Core approaches to demand forecasting
– Time-series models: Methods like exponential smoothing and ARIMA remain valuable for stable, seasonal products. They are fast, interpretable, and work well when historical patterns are strong.
– Machine learning models: Gradient boosting, random forests, and neural networks capture non-linear relationships and interactions across many features. They excel when external drivers matter — promotions, pricing, or weather patterns.
– Causal and econometric models: Useful when decisions induce demand changes.
These models help quantify the impact of marketing spend, price changes, or policy shifts.
– Probabilistic forecasting: Moving beyond point estimates to full predictive distributions enables better risk-aware decisions.
Techniques provide confidence intervals or predictive densities that feed inventory policies and service-level trade-offs.
Data and feature engineering
High-quality inputs are more important than fancy models. Combine internal sales history with external signals — point-of-sale, web traffic, marketing activity, competitor pricing, supply constraints, local events, and weather. Feature engineering should encode seasonality, promotions, product lifecycles, and channel-specific behavior.
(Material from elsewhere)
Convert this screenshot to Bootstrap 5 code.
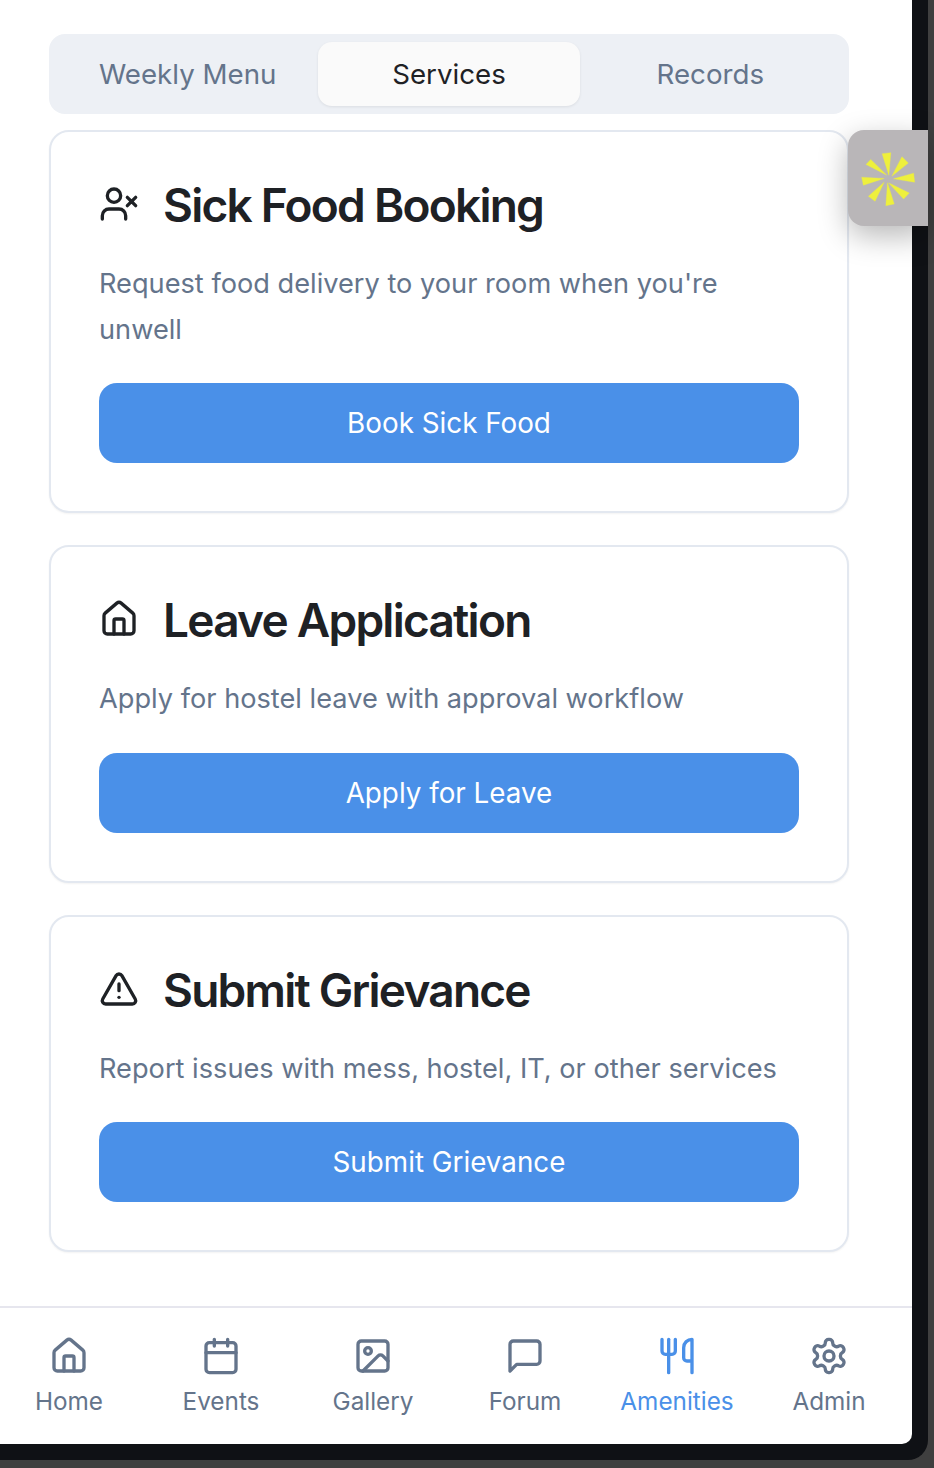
<!DOCTYPE html>
<html lang="en">
<head>
    <meta charset="UTF-8">
    <meta name="viewport" content="width=device-width, initial-scale=1.0">
    <title>Amenities</title>
    <link rel="stylesheet" href="https://cdn.jsdelivr.net/npm/bootstrap@5.3.0/dist/css/bootstrap.min.css">
    <style>
        html, body {
            height: 100%;
        }
        body {
            background-color: #3f3f3f;
            font-family: Inter, "Liberation Sans", sans-serif;
            overflow: hidden;
        }
        .device-frame {
            width: 928px;
            height: 1460px;
            padding: 0 16px 16px 0;
            background: #0f1115;
            border-bottom-right-radius: 20px;
        }
        .app-panel {
            height: 100%;
            background: #fff;
            border-bottom-right-radius: 10px;
        }
        .app-main {
            padding: 34px 63px 0 49px;
        }
        .tab-strip {
            height: 80px;
            padding: 8px;
            background: #edf0f5;
            border-radius: 16px;
            margin-bottom: 16px;
        }
        .tab-strip .nav-link {
            flex: 1 1 0;
            height: 64px;
            padding: 2px 0 0;
            font-size: 27.7px;
            font-weight: 400;
            color: #64748b;
            border-radius: 14px;
        }
        .tab-strip .nav-link.active {
            background: #fafafa;
            color: #1e2125;
            box-shadow: 0 1px 3px rgba(0, 0, 0, 0.08);
        }
        .service-card {
            border: 2px solid #e3e8f0;
            border-radius: 20px;
            margin-bottom: 32px;
            box-shadow: 0 1px 2px rgba(0, 0, 0, 0.05);
            --bs-card-bg: #fff;
        }
        .service-card .card-body {
            padding: 48px;
        }
        .service-title {
            height: 52px;
            margin: 0 0 29px;
            gap: 24px;
            font-size: 46px;
            font-weight: 600;
            letter-spacing: -1.75px;
            color: #1e2125;
        }
        .service-title svg {
            flex: none;
            width: 40px;
            height: 40px;
            margin-bottom: 4px;
            stroke-width: 2;
        }
        .service-text {
            margin: 0 0 31px;
            font-size: 27.2px;
            line-height: 45.5px;
            color: #64748b;
        }
        .service-btn {
            height: 80px;
            padding-top: 8px;
            font-size: 27.8px;
            font-weight: 400;
            border: 0;
            border-radius: 18px;
            --bs-btn-bg: #4a90e8;
            --bs-btn-hover-bg: #4a90e8;
        }
        .bottom-bar {
            height: 138px;
            padding: 0 14px 0 0;
            gap: 14px;
            border-top: 2px solid #e6e6ee;
        }
        .bottom-item {
            flex: 1 1 0;
            padding-top: 28px;
            font-size: 24.3px;
            font-weight: 400;
            line-height: 36px;
            color: #64748b;
            text-decoration: none;
        }
        .bottom-item svg {
            width: 40px;
            height: 40px;
            margin-bottom: 7px;
            stroke-width: 2;
        }
        .bottom-item.current {
            color: #4a90e8;
        }
        .float-tab {
            position: absolute;
            left: 848px;
            top: 130px;
            width: 80px;
            height: 96px;
            background: #b9b6b8;
            border-radius: 16px 0 0 16px;
            box-shadow: 0 10px 30px rgba(0, 0, 0, 0.28);
        }
    </style>
</head>
<body>
    <div class="device-frame">
        <div class="app-panel d-flex flex-column">
            <main class="app-main flex-grow-1">
                <nav class="nav tab-strip">
                    <a class="nav-link d-flex align-items-center justify-content-center" href="#">Weekly Menu</a>
                    <a class="nav-link active d-flex align-items-center justify-content-center" href="#">Services</a>
                    <a class="nav-link d-flex align-items-center justify-content-center" href="#">Records</a>
                </nav>

                <div class="card service-card">
                    <div class="card-body">
                        <h2 class="service-title d-flex align-items-center">
                            <svg viewBox="0 0 24 24" fill="none" stroke="currentColor" stroke-linecap="round" stroke-linejoin="round"><path d="M16 21v-2a4 4 0 0 0-4-4H6a4 4 0 0 0-4 4v2"/><circle cx="9" cy="7" r="4"/><path d="m17 8 5 5M22 8l-5 5"/></svg>
                            Sick Food Booking
                        </h2>
                        <p class="service-text">Request food delivery to your room when you're unwell</p>
                        <button type="button" class="btn btn-primary service-btn w-100">Book Sick Food</button>
                    </div>
                </div>

                <div class="card service-card">
                    <div class="card-body">
                        <h2 class="service-title d-flex align-items-center">
                            <svg viewBox="0 0 24 24" fill="none" stroke="currentColor" stroke-linecap="round" stroke-linejoin="round"><path d="M15 21v-8a1 1 0 0 0-1-1h-4a1 1 0 0 0-1 1v8"/><path d="M3 10a2 2 0 0 1 .709-1.528l7-5.999a2 2 0 0 1 2.582 0l7 5.999A2 2 0 0 1 21 10v9a2 2 0 0 1-2 2H5a2 2 0 0 1-2-2z"/></svg>
                            Leave Application
                        </h2>
                        <p class="service-text">Apply for hostel leave with approval workflow</p>
                        <button type="button" class="btn btn-primary service-btn w-100">Apply for Leave</button>
                    </div>
                </div>

                <div class="card service-card">
                    <div class="card-body">
                        <h2 class="service-title d-flex align-items-center">
                            <svg viewBox="0 0 24 24" fill="none" stroke="currentColor" stroke-linecap="round" stroke-linejoin="round"><path d="m21.73 18-8-14a2 2 0 0 0-3.48 0l-8 14A2 2 0 0 0 4 21h16a2 2 0 0 0 1.73-3"/><path d="M12 9v4"/><path d="M12 17h.01"/></svg>
                            Submit Grievance
                        </h2>
                        <p class="service-text">Report issues with mess, hostel, IT, or other services</p>
                        <button type="button" class="btn btn-primary service-btn w-100">Submit Grievance</button>
                    </div>
                </div>
            </main>

            <nav class="bottom-bar d-flex">
                <a class="bottom-item d-flex flex-column align-items-center" href="#">
                    <svg viewBox="0 0 24 24" fill="none" stroke="currentColor" stroke-linecap="round" stroke-linejoin="round"><path d="M15 21v-8a1 1 0 0 0-1-1h-4a1 1 0 0 0-1 1v8"/><path d="M3 10a2 2 0 0 1 .709-1.528l7-5.999a2 2 0 0 1 2.582 0l7 5.999A2 2 0 0 1 21 10v9a2 2 0 0 1-2 2H5a2 2 0 0 1-2-2z"/></svg>
                    Home
                </a>
                <a class="bottom-item d-flex flex-column align-items-center" href="#">
                    <svg viewBox="0 0 24 24" fill="none" stroke="currentColor" stroke-linecap="round" stroke-linejoin="round"><path d="M8 2v4M16 2v4"/><rect x="3" y="4" width="18" height="18" rx="2"/><path d="M3 10h18"/></svg>
                    Events
                </a>
                <a class="bottom-item d-flex flex-column align-items-center" href="#">
                    <svg viewBox="0 0 24 24" fill="none" stroke="currentColor" stroke-linecap="round" stroke-linejoin="round"><rect x="3" y="3" width="18" height="18" rx="2"/><circle cx="9" cy="9" r="2"/><path d="m21 15-3.086-3.086a2 2 0 0 0-2.828 0L6 21"/></svg>
                    Gallery
                </a>
                <a class="bottom-item d-flex flex-column align-items-center" href="#">
                    <svg viewBox="0 0 24 24" fill="none" stroke="currentColor" stroke-linecap="round" stroke-linejoin="round"><path d="M21 15a2 2 0 0 1-2 2H7l-4 4V5a2 2 0 0 1 2-2h14a2 2 0 0 1 2 2z"/></svg>
                    Forum
                </a>
                <a class="bottom-item current d-flex flex-column align-items-center" href="#">
                    <svg viewBox="0 0 24 24" fill="none" stroke="currentColor" stroke-linecap="round" stroke-linejoin="round"><path d="M3 2v7c0 1.1.9 2 2 2h4a2 2 0 0 0 2-2V2"/><path d="M7 2v20"/><path d="M21 15V2a5 5 0 0 0-5 5v6c0 1.1.9 2 2 2h3Zm0 0v7"/></svg>
                    Amenities
                </a>
                <a class="bottom-item d-flex flex-column align-items-center" href="#">
                    <svg viewBox="0 0 24 24" fill="none" stroke="currentColor" stroke-linecap="round" stroke-linejoin="round"><path d="M12.22 2h-.44a2 2 0 0 0-2 2v.18a2 2 0 0 1-1 1.73l-.43.25a2 2 0 0 1-2 0l-.15-.08a2 2 0 0 0-2.73.73l-.22.38a2 2 0 0 0 .73 2.73l.15.1a2 2 0 0 1 1 1.72v.51a2 2 0 0 1-1 1.74l-.15.09a2 2 0 0 0-.73 2.73l.22.38a2 2 0 0 0 2.73.73l.15-.08a2 2 0 0 1 2 0l.43.25a2 2 0 0 1 1 1.73V20a2 2 0 0 0 2 2h.44a2 2 0 0 0 2-2v-.18a2 2 0 0 1 1-1.73l.43-.25a2 2 0 0 1 2 0l.15.08a2 2 0 0 0 2.73-.73l.22-.39a2 2 0 0 0-.73-2.73l-.15-.08a2 2 0 0 1-1-1.74v-.5a2 2 0 0 1 1-1.74l.15-.09a2 2 0 0 0 .73-2.73l-.22-.38a2 2 0 0 0-2.73-.73l-.15.08a2 2 0 0 1-2 0l-.43-.25a2 2 0 0 1-1-1.73V4a2 2 0 0 0-2-2z"/><circle cx="12" cy="12" r="3"/></svg>
                    Admin
                </a>
            </nav>
        </div>
    </div>

    <div class="float-tab d-flex align-items-center justify-content-center">
        <svg width="57" height="57" viewBox="240 147 170 170" fill="#eef03c" stroke="#eef03c" stroke-width="1">
            <polygon points="306,158 332,155 326,222"/>
            <polygon points="365,167 384,186 335,225"/>
            <polygon points="400,216 403,243 340,233"/>
            <polygon points="387,275 370,293 325,245"/>
            <polygon points="342,308 317,313 322,245"/>
            <polygon points="265,285 285,300 312,243"/>
            <polygon points="245,228 250,252 312,232"/>
            <polygon points="258,190 272,175 320,222"/>
        </svg>
    </div>

    <script src="https://cdn.jsdelivr.net/npm/bootstrap@5.3.0/dist/js/bootstrap.bundle.min.js"></script>
</body>
</html>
Address intermittent demand with specialized approaches (Croston’s method, bootstrapping, or zero-inflated models) where many SKUs have sparse sales.
Demand sensing and real-time signals
Demand sensing uses near-real-time data to adjust short-term forecasts. Incorporate transactional streams, retailer scans, and social listening to detect shifts quickly. This reduces reliance on long-horizon models for immediate replenishment decisions and tightens the link between forecasting and execution.
Measurement and governance
Choose metrics aligned with business goals. MAPE is familiar and intuitive for steady demand but can be misleading for intermittent or low-volume items. Complement it with MAE, RMSE, and probabilistic metrics like CRPS or prediction interval coverage. Evaluate Forecast Value Added (FVA) to determine whether each step — data cleaning, algorithm selection, human overrides — improves outcomes.
Operationalizing forecasts
Deploying models into operations requires monitoring, retraining, and explainability. Automated pipelines handle data ingestion, feature computation, model training, and validation. Set up alerting for data drift, performance degradation, and supply constraints. Ensure forecasts are interpretable for planners: feature importance, scenario comparisons, and what-if analyses improve trust and adoption.
Best practices and common pitfalls

– Align forecasts with planning horizons and business needs.
Short-term replenishment and long-term capacity planning require different methods.
– Keep humans in the loop for exceptions, promotions, and product launches, but quantify and record overrides to learn from them.
– Avoid overfitting to past promotions or one-off events. Use hold-out periods and backtesting that reflect real decision timelines.
– Prioritize data governance: master data, SKU hierarchies, and consistent time zones prevent systematic errors.
– Use probabilistic outputs to make trade-offs explicit: safety stock levels, service targets, and cost of stockouts vs. overstock.
Practical starting steps
1. Audit available data and map business decisions that depend on forecasts.
2. Pilot a hybrid approach: time-series for stable SKUs, ML for promotional or complex products.
3. Implement probabilistic forecasts for inventory optimization.
4.
Establish governance: KPIs, retraining cadence, and review processes.
Demand forecasting is a continuous capability: improve models, expand datasets, and operationalize insights to turn forecasts into measurable business value.